> **THE EXERCISE**
Which lines include the word "React"? Copy each of them.
--- Start PROVIDED DATA ---
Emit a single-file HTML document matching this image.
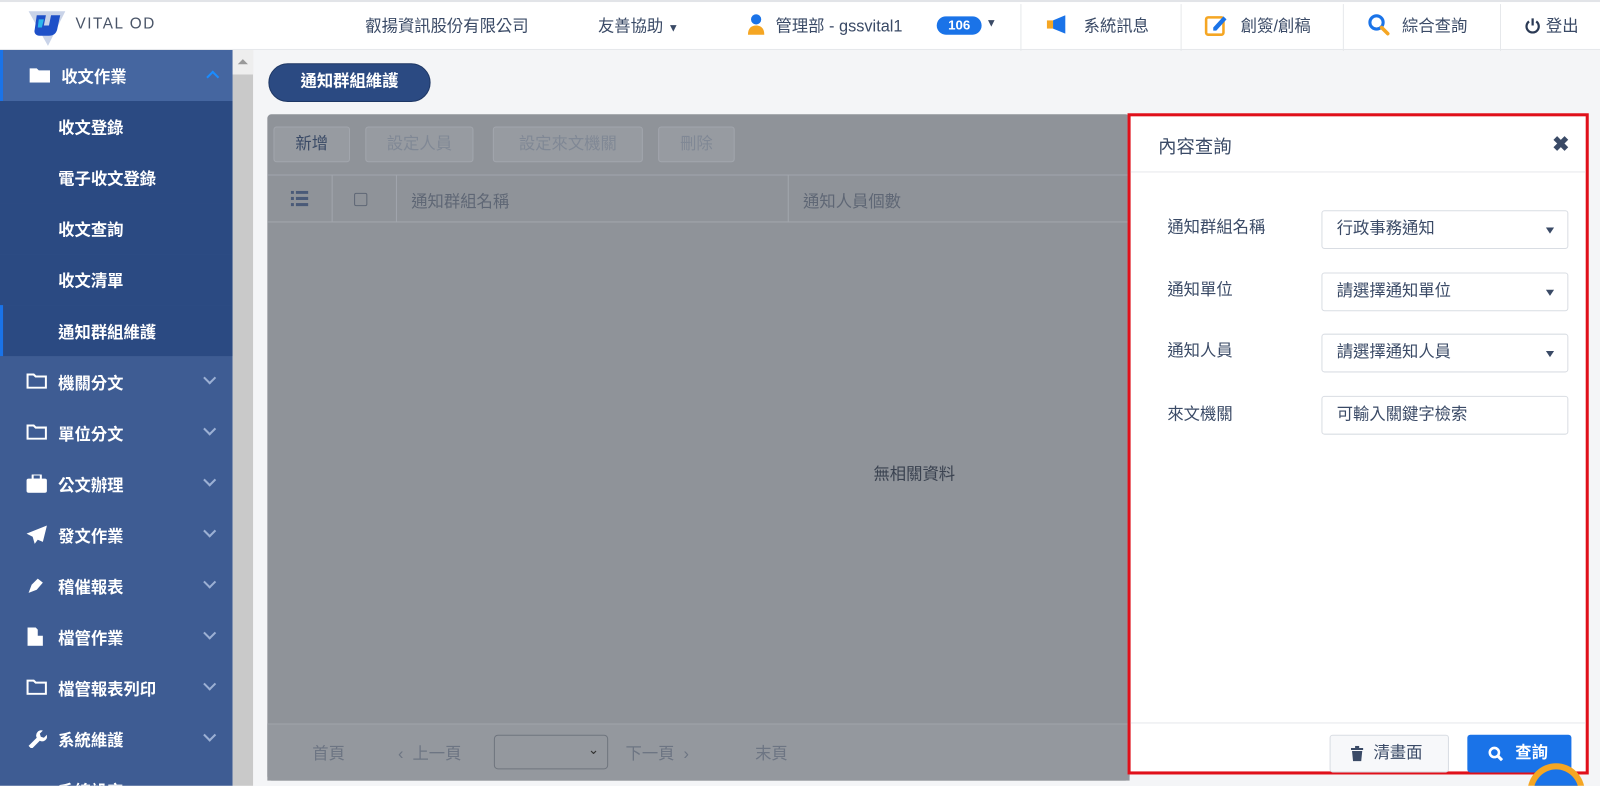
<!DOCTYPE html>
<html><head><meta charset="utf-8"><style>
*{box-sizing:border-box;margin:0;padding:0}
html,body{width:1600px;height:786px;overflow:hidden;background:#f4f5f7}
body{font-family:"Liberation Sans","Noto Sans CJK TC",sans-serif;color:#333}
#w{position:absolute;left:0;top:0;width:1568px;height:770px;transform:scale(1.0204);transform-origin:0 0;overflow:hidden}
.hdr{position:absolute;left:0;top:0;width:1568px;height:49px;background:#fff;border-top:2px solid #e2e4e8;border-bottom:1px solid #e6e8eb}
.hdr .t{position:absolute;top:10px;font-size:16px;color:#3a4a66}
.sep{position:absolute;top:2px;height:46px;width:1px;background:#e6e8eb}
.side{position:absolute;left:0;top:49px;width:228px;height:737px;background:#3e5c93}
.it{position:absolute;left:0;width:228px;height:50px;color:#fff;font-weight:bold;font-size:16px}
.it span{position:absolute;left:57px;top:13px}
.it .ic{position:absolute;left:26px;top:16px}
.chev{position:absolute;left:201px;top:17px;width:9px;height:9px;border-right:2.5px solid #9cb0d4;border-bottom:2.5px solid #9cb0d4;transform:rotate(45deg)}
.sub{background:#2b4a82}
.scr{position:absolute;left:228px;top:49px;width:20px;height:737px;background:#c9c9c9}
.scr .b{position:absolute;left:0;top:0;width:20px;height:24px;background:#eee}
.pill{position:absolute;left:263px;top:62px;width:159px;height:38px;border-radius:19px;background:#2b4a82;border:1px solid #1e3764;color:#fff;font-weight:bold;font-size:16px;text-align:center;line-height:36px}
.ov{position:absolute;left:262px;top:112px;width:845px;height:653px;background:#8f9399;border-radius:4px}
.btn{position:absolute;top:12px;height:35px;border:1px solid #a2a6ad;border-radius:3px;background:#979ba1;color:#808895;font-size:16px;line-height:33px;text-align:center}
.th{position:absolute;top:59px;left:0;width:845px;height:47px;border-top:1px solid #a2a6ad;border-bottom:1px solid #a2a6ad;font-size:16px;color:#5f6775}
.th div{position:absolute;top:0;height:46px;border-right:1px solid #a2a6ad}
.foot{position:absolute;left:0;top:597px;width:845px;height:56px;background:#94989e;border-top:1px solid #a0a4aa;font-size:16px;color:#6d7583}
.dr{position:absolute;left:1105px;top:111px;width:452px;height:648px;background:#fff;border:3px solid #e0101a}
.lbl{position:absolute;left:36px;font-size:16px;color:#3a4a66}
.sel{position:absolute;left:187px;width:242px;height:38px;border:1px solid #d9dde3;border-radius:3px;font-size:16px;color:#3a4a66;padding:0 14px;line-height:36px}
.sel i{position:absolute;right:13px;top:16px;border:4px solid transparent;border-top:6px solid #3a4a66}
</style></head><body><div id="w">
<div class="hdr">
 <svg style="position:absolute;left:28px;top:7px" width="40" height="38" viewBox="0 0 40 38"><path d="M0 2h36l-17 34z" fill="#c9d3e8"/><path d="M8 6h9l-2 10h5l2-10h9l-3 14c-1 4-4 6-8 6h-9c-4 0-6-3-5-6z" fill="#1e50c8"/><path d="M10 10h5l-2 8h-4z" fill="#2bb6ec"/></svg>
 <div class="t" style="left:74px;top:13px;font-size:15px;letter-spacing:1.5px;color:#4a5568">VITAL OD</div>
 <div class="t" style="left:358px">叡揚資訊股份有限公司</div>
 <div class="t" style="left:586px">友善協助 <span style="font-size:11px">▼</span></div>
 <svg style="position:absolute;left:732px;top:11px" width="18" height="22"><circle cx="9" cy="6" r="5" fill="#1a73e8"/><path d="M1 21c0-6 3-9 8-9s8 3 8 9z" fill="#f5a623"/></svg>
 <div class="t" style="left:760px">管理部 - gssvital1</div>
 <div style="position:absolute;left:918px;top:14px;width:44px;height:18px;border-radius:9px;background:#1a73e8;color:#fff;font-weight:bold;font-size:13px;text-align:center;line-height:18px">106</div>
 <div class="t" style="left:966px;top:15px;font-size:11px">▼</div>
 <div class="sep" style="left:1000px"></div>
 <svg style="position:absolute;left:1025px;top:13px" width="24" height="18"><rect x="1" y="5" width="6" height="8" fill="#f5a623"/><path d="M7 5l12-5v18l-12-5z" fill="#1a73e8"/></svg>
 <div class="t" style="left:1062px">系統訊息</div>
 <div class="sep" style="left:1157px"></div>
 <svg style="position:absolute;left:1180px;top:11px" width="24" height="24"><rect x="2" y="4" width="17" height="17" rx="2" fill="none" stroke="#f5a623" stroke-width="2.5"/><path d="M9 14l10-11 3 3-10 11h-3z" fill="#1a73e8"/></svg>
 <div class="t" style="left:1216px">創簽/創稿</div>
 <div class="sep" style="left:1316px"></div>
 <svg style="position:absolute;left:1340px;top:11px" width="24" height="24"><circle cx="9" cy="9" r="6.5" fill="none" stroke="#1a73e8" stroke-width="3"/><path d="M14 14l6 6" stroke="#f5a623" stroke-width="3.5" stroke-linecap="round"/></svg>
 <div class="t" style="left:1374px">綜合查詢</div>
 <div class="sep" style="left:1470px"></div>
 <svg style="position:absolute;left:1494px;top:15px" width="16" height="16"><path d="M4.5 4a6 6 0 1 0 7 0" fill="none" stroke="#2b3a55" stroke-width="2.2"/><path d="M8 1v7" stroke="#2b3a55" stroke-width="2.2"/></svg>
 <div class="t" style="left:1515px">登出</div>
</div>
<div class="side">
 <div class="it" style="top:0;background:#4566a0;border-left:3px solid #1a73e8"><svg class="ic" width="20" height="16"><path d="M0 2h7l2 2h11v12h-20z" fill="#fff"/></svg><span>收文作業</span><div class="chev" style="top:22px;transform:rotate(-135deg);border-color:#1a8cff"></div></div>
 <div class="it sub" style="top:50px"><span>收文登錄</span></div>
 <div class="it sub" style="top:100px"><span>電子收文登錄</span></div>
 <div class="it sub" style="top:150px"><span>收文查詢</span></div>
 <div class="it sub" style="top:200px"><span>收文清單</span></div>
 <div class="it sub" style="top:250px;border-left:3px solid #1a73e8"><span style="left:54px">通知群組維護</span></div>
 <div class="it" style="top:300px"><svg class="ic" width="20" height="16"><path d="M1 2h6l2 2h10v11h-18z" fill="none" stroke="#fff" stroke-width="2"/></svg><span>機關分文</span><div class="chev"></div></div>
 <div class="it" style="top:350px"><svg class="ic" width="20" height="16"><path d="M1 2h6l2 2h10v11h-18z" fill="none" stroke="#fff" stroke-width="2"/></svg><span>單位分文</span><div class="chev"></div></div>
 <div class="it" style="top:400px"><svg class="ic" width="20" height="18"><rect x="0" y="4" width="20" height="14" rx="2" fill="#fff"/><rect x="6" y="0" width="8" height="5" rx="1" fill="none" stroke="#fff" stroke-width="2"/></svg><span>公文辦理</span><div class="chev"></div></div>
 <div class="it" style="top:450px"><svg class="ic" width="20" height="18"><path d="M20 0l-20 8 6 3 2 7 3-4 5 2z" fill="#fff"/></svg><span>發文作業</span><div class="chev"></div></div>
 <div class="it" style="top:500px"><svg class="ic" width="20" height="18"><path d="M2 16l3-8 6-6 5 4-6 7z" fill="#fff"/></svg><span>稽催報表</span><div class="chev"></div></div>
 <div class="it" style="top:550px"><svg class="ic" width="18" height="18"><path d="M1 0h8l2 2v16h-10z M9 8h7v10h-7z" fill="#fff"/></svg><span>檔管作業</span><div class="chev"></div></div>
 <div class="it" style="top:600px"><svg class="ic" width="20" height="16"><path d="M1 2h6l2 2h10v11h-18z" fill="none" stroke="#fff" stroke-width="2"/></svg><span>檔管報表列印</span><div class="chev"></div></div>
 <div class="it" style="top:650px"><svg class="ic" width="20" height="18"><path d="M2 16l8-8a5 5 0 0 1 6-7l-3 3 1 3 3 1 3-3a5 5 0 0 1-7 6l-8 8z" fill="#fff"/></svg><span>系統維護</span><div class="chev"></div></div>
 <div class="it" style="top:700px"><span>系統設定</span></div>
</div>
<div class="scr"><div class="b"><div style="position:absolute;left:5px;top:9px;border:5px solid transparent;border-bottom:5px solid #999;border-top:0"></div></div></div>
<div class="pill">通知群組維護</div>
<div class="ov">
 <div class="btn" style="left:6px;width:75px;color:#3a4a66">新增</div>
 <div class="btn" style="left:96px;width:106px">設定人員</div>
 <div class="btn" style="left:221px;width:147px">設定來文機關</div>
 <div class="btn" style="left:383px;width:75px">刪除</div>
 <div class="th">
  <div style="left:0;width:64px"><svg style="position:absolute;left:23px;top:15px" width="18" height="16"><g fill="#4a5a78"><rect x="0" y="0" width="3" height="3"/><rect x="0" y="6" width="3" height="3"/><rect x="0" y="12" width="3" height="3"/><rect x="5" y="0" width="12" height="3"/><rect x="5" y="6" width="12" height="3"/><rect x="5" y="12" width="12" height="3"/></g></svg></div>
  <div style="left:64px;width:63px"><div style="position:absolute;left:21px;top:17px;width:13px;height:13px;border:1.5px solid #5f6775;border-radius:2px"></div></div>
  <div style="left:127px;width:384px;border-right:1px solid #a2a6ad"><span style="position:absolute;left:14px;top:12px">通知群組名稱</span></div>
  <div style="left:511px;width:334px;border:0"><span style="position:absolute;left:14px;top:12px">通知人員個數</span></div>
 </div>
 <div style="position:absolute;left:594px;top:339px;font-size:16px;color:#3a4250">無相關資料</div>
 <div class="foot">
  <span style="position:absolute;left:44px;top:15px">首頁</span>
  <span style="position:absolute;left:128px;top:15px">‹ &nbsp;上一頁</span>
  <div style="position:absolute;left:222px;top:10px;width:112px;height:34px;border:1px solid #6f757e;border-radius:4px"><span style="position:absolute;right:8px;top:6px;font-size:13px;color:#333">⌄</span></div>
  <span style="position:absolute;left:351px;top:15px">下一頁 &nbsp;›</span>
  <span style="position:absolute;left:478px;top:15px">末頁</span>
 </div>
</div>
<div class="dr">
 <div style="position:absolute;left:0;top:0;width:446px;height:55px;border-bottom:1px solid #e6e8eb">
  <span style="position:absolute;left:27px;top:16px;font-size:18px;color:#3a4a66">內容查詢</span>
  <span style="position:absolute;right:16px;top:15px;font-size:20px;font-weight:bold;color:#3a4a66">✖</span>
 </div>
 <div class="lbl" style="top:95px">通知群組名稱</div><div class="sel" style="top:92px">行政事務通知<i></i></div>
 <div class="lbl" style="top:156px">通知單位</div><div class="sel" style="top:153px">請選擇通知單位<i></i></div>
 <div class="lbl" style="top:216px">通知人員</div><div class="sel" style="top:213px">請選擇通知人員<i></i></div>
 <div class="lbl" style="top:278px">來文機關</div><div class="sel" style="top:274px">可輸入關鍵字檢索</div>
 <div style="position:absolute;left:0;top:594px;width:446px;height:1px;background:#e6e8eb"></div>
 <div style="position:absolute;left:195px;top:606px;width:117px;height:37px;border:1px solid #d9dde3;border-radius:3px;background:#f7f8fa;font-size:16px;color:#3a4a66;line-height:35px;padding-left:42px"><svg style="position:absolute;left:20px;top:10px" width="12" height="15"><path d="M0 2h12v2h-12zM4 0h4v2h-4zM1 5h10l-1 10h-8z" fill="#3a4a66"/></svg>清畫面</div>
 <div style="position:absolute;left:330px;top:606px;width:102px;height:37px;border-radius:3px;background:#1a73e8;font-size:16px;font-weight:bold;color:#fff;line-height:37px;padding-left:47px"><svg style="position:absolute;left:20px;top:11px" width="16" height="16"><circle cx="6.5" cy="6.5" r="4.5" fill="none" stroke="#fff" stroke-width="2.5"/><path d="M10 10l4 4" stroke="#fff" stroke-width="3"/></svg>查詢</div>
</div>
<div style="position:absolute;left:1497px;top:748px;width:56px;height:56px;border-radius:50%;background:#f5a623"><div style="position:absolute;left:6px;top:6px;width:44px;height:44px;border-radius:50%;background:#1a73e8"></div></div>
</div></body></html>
--- End PROVIDED DATA ---
--- Start PROVIDED DATA ---
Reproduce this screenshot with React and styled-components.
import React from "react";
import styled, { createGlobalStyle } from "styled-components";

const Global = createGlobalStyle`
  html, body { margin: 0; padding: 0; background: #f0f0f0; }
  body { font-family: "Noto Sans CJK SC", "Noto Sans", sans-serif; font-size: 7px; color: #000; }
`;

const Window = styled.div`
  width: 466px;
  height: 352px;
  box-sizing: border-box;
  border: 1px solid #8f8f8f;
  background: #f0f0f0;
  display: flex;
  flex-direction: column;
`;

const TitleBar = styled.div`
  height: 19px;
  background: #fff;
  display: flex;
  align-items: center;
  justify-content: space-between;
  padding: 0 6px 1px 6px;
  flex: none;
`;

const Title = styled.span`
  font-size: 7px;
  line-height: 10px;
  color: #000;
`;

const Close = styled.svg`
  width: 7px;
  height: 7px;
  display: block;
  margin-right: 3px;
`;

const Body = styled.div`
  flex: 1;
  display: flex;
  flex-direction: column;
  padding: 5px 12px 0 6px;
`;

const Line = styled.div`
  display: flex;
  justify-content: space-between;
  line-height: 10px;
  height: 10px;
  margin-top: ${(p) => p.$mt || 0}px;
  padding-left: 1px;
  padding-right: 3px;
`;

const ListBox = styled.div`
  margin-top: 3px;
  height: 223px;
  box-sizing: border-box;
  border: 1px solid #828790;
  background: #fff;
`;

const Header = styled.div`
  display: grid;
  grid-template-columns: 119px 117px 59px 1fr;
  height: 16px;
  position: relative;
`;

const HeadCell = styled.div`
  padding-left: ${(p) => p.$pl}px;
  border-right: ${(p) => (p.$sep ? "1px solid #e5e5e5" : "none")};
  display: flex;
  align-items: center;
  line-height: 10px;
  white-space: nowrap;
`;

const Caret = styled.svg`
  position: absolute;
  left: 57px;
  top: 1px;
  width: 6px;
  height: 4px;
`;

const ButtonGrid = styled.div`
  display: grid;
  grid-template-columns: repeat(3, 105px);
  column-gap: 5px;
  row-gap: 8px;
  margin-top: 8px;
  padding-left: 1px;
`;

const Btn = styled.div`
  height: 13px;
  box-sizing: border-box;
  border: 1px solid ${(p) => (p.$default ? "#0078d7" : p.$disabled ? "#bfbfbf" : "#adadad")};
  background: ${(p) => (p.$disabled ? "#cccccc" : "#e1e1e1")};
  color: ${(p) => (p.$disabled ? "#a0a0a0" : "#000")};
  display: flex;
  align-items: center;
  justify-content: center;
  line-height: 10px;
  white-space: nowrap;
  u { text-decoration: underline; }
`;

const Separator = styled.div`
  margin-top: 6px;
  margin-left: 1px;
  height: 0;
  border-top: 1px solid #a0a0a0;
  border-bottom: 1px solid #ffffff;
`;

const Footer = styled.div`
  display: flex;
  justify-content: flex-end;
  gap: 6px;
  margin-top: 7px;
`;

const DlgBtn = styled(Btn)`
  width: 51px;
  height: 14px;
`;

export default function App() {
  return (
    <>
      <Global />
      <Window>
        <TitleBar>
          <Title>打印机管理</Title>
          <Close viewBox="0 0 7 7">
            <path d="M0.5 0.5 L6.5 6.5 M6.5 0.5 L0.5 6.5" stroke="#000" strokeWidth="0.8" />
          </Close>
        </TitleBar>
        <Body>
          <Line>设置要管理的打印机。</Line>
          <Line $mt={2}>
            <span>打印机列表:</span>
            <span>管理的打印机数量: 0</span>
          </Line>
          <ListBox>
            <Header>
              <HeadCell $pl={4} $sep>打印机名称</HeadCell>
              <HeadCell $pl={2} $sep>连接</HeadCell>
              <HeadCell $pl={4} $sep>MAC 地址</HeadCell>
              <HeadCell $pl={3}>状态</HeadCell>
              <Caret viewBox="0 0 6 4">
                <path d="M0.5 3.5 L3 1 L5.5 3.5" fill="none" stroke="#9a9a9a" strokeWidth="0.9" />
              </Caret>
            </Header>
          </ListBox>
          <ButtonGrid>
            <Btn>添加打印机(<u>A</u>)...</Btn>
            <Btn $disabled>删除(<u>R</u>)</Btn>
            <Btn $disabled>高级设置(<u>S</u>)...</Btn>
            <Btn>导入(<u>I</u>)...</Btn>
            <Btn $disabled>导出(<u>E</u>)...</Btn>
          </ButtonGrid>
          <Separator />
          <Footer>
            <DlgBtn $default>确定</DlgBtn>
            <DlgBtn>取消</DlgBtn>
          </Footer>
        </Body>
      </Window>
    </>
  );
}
--- End PROVIDED DATA ---
> **TASK ANSWER**
Reproduce this screenshot with React and styled-components.
import React from "react";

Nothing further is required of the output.